#### DATA EXTRACT
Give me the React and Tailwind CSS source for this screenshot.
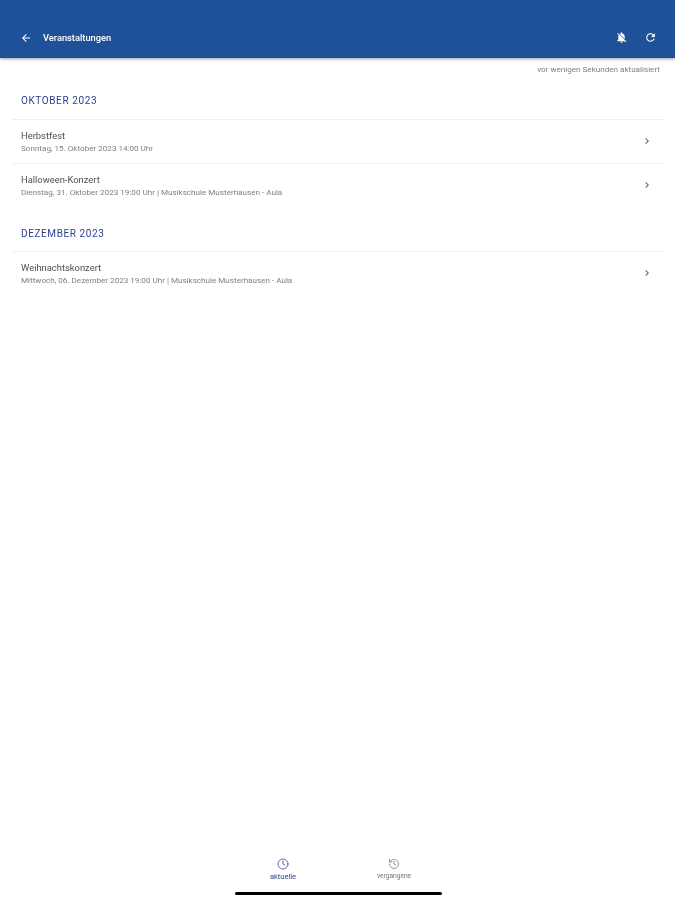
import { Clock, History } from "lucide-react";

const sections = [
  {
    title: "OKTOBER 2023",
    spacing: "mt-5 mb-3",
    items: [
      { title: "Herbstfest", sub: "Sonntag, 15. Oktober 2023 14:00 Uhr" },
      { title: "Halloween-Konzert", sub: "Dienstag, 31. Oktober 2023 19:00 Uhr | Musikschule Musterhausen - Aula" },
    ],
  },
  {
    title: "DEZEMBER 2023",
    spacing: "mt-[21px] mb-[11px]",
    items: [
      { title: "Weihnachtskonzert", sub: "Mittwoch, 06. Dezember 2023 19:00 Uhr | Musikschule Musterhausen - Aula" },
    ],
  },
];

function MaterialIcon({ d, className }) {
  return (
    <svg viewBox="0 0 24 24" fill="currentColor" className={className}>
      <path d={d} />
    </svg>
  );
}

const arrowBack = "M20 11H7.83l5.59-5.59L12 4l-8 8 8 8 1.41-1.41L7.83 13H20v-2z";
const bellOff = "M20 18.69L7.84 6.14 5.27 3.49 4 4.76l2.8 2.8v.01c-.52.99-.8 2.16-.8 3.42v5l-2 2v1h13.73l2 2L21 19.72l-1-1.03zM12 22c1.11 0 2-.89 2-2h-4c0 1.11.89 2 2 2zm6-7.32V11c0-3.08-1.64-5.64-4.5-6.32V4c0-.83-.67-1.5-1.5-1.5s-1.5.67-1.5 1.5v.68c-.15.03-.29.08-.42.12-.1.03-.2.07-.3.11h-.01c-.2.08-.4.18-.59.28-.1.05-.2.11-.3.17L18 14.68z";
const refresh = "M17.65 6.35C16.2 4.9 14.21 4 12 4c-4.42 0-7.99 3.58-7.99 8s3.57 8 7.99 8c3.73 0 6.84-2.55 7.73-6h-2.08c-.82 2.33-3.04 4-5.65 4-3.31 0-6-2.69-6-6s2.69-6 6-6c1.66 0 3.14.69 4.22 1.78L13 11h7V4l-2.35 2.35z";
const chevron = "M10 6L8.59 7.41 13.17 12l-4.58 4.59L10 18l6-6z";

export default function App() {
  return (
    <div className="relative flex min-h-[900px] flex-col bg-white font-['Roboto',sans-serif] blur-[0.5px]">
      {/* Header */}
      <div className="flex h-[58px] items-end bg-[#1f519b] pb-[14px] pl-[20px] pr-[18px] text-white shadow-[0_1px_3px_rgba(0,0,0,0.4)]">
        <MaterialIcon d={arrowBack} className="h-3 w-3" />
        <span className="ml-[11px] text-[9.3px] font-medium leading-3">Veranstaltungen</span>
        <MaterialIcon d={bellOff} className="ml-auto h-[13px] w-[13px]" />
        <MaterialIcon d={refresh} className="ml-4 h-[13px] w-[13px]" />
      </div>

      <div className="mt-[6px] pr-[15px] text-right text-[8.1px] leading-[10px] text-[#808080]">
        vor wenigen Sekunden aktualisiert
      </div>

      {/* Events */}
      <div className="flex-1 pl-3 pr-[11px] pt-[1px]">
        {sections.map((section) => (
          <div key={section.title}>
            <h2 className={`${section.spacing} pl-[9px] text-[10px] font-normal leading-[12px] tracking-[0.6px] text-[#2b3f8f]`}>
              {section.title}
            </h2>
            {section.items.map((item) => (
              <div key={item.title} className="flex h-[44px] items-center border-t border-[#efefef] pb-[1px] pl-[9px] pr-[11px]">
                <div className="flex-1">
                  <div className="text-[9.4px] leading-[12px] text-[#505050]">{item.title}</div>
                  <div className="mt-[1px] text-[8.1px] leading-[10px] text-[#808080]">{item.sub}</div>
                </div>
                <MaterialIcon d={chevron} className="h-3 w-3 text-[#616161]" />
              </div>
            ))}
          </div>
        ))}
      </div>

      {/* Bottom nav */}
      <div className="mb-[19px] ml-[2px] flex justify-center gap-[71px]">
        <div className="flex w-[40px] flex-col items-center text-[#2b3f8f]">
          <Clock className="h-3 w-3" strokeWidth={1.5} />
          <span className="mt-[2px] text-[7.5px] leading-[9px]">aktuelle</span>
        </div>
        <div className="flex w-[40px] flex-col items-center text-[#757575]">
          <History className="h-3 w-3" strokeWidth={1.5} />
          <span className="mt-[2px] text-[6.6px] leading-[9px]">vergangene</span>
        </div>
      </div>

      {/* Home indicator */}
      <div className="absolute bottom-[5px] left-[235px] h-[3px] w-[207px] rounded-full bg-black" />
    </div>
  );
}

#### TASK DIRECTIONS
Copy out the data above exactly, except the pictures.

#### WRITTEN SOLUTION
Give me the React and Tailwind CSS source for this screenshot.
import { Clock, History } from "lucide-react";

const sections = [
  {
    title: "OKTOBER 2023",
    spacing: "mt-5 mb-3",
    items: [
      { title: "Herbstfest", sub: "Sonntag, 15. Oktober 2023 14:00 Uhr" },
      { title: "Halloween-Konzert", sub: "Dienstag, 31. Oktober 2023 19:00 Uhr | Musikschule Musterhausen - Aula" },
    ],
  },
  {
    title: "DEZEMBER 2023",
    spacing: "mt-[21px] mb-[11px]",
    items: [
      { title: "Weihnachtskonzert", sub: "Mittwoch, 06. Dezember 2023 19:00 Uhr | Musikschule Musterhausen - Aula" },
    ],
  },
];

function MaterialIcon({ d, className }) {
  return (
    <svg viewBox="0 0 24 24" fill="currentColor" className={className}>
      <path d={d} />
    </svg>
  );
}

const arrowBack = "M20 11H7.83l5.59-5.59L12 4l-8 8 8 8 1.41-1.41L7.83 13H20v-2z";
const bellOff = "M20 18.69L7.84 6.14 5.27 3.49 4 4.76l2.8 2.8v.01c-.52.99-.8 2.16-.8 3.42v5l-2 2v1h13.73l2 2L21 19.72l-1-1.03zM12 22c1.11 0 2-.89 2-2h-4c0 1.11.89 2 2 2zm6-7.32V11c0-3.08-1.64-5.64-4.5-6.32V4c0-.83-.67-1.5-1.5-1.5s-1.5.67-1.5 1.5v.68c-.15.03-.29.08-.42.12-.1.03-.2.07-.3.11h-.01c-.2.08-.4.18-.59.28-.1.05-.2.11-.3.17L18 14.68z";
const refresh = "M17.65 6.35C16.2 4.9 14.21 4 12 4c-4.42 0-7.99 3.58-7.99 8s3.57 8 7.99 8c3.73 0 6.84-2.55 7.73-6h-2.08c-.82 2.33-3.04 4-5.65 4-3.31 0-6-2.69-6-6s2.69-6 6-6c1.66 0 3.14.69 4.22 1.78L13 11h7V4l-2.35 2.35z";
const chevron = "M10 6L8.59 7.41 13.17 12l-4.58 4.59L10 18l6-6z";

export default function App() {
  return (
    <div className="relative flex min-h-[900px] flex-col bg-white font-['Roboto',sans-serif] blur-[0.5px]">
      {/* Header */}
      <div className="flex h-[58px] items-end bg-[#1f519b] pb-[14px] pl-[20px] pr-[18px] text-white shadow-[0_1px_3px_rgba(0,0,0,0.4)]">
        <MaterialIcon d={arrowBack} className="h-3 w-3" />
        <span className="ml-[11px] text-[9.3px] font-medium leading-3">Veranstaltungen</span>
        <MaterialIcon d={bellOff} className="ml-auto h-[13px] w-[13px]" />
        <MaterialIcon d={refresh} className="ml-4 h-[13px] w-[13px]" />
      </div>

      <div className="mt-[6px] pr-[15px] text-right text-[8.1px] leading-[10px] text-[#808080]">
        vor wenigen Sekunden aktualisiert
      </div>

      {/* Events */}
      <div className="flex-1 pl-3 pr-[11px] pt-[1px]">
        {sections.map((section) => (
          <div key={section.title}>
            <h2 className={`${section.spacing} pl-[9px] text-[10px] font-normal leading-[12px] tracking-[0.6px] text-[#2b3f8f]`}>
              {section.title}
            </h2>
            {section.items.map((item) => (
              <div key={item.title} className="flex h-[44px] items-center border-t border-[#efefef] pb-[1px] pl-[9px] pr-[11px]">
                <div className="flex-1">
                  <div className="text-[9.4px] leading-[12px] text-[#505050]">{item.title}</div>
                  <div className="mt-[1px] text-[8.1px] leading-[10px] text-[#808080]">{item.sub}</div>
                </div>
                <MaterialIcon d={chevron} className="h-3 w-3 text-[#616161]" />
              </div>
            ))}
          </div>
        ))}
      </div>

      {/* Bottom nav */}
      <div className="mb-[19px] ml-[2px] flex justify-center gap-[71px]">
        <div className="flex w-[40px] flex-col items-center text-[#2b3f8f]">
          <Clock className="h-3 w-3" strokeWidth={1.5} />
          <span className="mt-[2px] text-[7.5px] leading-[9px]">aktuelle</span>
        </div>
        <div className="flex w-[40px] flex-col items-center text-[#757575]">
          <History className="h-3 w-3" strokeWidth={1.5} />
          <span className="mt-[2px] text-[6.6px] leading-[9px]">vergangene</span>
        </div>
      </div>

      {/* Home indicator */}
      <div className="absolute bottom-[5px] left-[235px] h-[3px] w-[207px] rounded-full bg-black" />
    </div>
  );
}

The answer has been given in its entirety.